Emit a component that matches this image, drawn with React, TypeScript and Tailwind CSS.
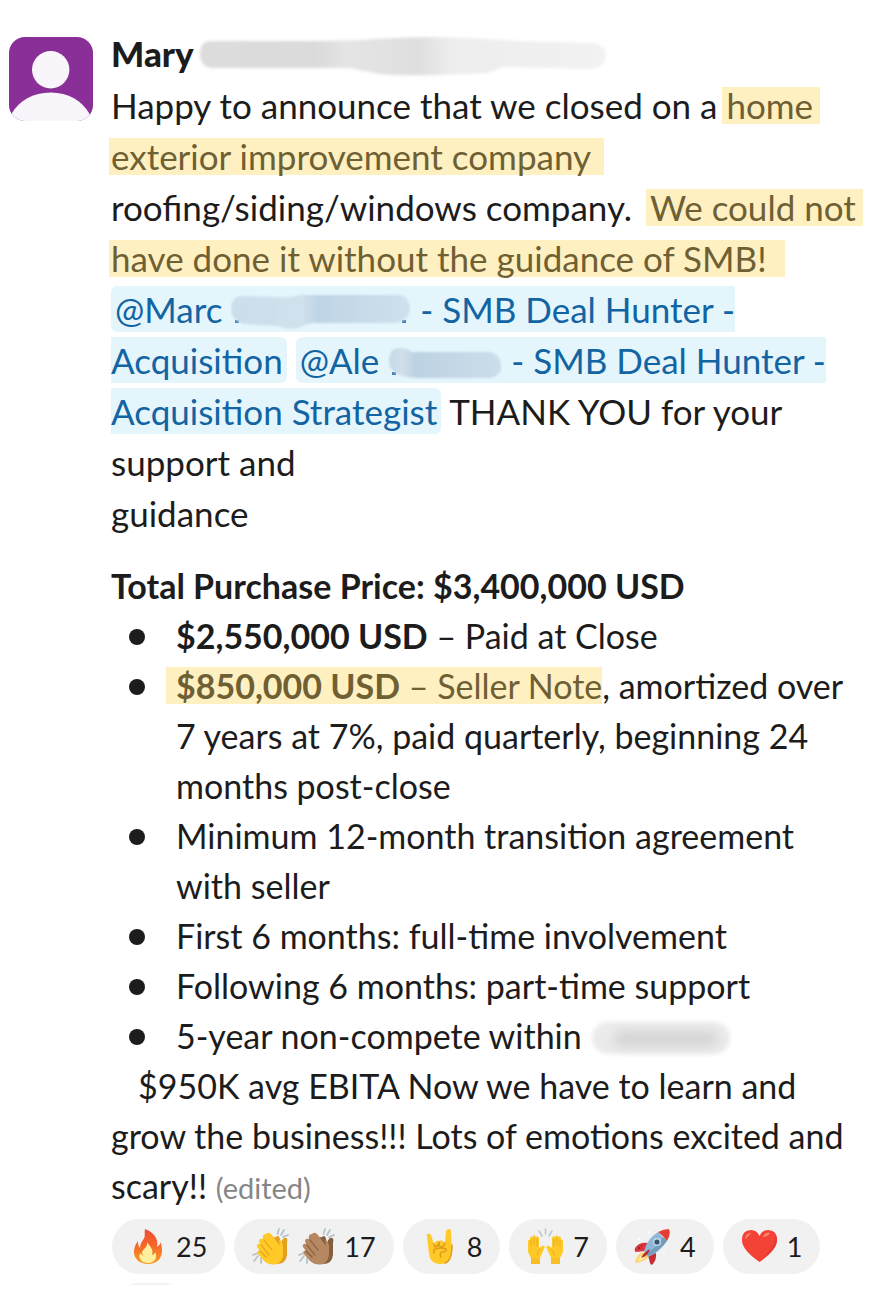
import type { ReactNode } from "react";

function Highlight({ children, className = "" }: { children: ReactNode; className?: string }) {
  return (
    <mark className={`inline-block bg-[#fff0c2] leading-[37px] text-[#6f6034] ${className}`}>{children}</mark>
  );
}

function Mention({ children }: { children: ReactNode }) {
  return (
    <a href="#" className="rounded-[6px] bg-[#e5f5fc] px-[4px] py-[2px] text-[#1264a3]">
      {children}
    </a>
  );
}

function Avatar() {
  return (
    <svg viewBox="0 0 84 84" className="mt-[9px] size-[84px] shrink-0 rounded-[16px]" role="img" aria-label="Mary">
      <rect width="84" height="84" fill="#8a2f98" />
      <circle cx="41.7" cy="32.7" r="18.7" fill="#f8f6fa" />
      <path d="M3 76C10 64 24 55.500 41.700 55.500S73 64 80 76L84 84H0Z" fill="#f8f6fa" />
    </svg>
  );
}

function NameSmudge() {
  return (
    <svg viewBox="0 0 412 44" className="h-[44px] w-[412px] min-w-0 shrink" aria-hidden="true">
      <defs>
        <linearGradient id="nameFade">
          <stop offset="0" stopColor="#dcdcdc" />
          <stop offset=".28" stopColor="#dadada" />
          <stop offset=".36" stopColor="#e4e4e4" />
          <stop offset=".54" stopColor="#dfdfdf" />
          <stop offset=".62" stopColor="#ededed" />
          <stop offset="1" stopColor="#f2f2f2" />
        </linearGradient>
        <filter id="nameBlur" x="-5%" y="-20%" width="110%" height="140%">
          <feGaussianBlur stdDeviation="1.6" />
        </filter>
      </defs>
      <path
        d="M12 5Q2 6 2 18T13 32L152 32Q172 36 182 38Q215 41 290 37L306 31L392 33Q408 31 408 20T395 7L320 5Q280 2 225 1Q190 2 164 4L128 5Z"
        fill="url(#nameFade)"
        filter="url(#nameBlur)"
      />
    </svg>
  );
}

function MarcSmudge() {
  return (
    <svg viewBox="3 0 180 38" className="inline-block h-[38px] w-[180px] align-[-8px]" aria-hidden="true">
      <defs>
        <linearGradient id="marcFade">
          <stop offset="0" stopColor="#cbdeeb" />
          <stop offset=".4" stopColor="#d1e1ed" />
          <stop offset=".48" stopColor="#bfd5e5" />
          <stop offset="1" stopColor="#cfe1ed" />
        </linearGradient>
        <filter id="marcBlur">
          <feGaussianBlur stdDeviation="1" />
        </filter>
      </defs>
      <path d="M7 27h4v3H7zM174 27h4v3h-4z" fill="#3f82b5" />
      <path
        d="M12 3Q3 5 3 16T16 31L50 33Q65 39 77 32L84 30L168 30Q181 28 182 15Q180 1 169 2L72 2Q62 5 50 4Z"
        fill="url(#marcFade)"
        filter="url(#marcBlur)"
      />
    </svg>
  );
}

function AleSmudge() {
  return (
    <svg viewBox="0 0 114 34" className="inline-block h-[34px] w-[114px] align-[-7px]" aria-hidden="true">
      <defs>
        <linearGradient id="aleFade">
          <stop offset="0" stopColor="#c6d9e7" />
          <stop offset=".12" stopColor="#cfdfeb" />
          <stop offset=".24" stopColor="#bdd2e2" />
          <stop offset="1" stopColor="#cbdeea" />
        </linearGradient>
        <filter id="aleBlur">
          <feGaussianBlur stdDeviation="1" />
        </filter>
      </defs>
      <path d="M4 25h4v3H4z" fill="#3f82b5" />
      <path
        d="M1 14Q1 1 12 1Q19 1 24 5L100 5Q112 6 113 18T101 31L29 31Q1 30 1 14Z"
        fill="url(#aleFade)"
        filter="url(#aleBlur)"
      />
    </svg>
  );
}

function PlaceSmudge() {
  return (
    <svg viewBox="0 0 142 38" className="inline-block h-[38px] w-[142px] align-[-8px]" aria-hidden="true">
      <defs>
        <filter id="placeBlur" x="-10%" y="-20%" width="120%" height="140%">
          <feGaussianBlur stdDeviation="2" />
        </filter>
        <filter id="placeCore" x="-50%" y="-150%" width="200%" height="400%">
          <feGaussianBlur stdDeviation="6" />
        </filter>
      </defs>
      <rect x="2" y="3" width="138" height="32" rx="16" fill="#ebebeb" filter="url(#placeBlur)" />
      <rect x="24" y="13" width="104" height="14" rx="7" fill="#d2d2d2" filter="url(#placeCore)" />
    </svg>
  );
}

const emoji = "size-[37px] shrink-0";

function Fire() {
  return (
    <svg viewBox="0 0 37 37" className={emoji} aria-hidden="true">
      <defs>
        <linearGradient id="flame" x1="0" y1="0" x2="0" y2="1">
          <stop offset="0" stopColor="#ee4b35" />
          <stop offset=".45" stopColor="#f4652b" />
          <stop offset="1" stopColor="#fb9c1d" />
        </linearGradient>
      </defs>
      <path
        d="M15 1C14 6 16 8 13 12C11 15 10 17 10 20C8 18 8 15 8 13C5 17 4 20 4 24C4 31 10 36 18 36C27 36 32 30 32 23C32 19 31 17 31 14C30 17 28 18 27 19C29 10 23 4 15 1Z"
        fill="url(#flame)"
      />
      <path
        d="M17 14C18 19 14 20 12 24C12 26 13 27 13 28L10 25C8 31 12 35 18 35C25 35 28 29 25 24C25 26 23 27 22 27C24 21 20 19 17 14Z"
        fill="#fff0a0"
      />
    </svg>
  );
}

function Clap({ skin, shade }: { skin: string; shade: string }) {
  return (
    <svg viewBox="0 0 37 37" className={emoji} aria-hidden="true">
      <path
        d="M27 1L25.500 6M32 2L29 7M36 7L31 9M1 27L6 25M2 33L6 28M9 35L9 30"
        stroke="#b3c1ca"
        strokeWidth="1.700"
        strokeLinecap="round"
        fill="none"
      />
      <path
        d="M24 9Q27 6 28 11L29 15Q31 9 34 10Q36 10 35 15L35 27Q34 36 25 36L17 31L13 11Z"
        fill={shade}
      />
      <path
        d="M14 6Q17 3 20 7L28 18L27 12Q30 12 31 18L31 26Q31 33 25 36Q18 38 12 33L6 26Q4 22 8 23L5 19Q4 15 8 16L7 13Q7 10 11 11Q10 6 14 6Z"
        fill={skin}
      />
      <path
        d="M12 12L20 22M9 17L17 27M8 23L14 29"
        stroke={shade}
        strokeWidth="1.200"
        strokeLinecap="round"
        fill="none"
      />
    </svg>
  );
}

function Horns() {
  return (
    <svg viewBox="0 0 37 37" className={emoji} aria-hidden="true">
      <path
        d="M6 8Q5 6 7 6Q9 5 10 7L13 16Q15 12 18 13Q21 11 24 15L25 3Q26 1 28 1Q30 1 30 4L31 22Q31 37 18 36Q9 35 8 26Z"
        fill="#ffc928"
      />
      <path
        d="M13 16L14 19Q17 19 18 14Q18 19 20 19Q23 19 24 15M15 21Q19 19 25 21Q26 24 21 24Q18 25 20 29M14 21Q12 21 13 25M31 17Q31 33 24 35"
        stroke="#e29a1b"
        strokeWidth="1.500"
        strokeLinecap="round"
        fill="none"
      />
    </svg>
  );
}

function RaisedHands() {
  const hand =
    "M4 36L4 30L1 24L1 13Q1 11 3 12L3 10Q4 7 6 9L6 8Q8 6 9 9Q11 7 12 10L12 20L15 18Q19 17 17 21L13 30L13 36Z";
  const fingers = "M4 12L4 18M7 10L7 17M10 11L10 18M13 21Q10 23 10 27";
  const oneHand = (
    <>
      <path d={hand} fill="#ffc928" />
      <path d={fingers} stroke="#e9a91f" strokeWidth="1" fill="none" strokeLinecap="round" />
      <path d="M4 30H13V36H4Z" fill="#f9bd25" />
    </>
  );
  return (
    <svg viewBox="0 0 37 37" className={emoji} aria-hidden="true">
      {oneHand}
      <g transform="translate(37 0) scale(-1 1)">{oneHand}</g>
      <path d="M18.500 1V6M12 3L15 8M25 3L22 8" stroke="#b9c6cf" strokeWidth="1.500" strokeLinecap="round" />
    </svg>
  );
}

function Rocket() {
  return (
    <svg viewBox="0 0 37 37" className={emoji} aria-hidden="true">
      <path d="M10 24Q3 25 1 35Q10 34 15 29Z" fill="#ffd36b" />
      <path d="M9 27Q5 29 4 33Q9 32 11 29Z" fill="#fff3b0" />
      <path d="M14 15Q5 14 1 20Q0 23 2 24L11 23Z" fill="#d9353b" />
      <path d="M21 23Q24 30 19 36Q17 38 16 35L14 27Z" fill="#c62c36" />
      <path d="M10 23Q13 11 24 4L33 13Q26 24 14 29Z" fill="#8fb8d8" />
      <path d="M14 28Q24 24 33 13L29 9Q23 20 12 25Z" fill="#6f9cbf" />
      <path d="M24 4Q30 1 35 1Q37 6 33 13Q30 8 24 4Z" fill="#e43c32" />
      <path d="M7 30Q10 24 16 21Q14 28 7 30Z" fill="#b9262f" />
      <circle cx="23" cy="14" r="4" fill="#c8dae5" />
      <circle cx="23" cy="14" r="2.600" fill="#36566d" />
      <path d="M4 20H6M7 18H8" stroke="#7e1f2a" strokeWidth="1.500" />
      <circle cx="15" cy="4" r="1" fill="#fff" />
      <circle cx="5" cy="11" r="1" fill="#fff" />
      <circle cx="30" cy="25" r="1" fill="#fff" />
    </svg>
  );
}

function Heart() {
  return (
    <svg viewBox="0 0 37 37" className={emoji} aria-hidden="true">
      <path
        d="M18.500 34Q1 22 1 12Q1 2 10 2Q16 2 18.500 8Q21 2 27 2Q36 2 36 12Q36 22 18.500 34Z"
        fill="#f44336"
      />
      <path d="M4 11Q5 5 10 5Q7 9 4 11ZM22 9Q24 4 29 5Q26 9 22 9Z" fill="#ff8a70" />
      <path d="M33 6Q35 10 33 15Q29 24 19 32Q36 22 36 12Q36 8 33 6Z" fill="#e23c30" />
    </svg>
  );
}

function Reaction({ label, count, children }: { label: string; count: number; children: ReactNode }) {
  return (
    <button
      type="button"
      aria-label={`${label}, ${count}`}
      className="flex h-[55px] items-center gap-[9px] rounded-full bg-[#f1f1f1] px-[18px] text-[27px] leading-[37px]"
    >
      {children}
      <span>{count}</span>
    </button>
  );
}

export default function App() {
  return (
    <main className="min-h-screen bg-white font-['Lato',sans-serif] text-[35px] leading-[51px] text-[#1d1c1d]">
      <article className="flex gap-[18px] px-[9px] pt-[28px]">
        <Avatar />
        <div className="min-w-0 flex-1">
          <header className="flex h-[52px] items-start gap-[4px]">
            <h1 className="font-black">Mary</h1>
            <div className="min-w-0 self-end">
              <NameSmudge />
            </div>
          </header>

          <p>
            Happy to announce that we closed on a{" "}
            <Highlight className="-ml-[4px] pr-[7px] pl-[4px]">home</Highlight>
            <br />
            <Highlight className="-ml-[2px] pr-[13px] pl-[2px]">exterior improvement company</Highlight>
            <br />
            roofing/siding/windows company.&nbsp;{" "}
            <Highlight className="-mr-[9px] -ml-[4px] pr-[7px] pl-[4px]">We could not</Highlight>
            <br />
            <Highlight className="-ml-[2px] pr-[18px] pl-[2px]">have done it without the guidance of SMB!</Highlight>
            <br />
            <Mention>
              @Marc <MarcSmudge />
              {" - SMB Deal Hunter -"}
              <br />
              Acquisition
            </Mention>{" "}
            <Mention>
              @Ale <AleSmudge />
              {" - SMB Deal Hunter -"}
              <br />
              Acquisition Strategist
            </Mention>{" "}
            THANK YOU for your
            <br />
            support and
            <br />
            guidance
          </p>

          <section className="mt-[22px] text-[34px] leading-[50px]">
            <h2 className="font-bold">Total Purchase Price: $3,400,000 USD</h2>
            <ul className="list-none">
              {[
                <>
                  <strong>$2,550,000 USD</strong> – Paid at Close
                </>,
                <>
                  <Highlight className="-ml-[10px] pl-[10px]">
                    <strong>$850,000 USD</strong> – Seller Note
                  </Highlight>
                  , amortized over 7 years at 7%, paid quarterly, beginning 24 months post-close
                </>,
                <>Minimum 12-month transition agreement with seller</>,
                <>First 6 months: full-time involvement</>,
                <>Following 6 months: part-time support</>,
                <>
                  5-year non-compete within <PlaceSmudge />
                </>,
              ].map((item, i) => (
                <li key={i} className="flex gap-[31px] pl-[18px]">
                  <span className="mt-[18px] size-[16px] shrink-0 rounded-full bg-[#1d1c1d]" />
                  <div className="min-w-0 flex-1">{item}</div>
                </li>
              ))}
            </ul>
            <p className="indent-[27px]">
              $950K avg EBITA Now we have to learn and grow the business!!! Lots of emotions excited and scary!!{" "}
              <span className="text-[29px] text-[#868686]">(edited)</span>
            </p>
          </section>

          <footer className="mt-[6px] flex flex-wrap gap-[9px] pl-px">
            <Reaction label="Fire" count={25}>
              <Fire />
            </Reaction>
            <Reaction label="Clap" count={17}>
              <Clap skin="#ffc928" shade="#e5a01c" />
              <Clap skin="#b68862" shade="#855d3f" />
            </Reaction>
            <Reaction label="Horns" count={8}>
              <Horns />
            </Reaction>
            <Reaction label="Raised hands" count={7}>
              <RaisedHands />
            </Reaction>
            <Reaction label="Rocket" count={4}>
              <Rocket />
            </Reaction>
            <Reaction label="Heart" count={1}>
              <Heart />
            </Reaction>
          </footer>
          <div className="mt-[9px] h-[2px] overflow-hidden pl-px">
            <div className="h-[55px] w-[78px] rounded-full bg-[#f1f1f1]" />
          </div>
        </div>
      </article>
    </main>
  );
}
====
__Directive__.
From the listing above, pick out each line where the word "that" appears.

__Exercise result__.
Emit a component that matches this image, drawn with React, TypeScript and Tailwind CSS.
            Happy to announce that we closed on a{" "}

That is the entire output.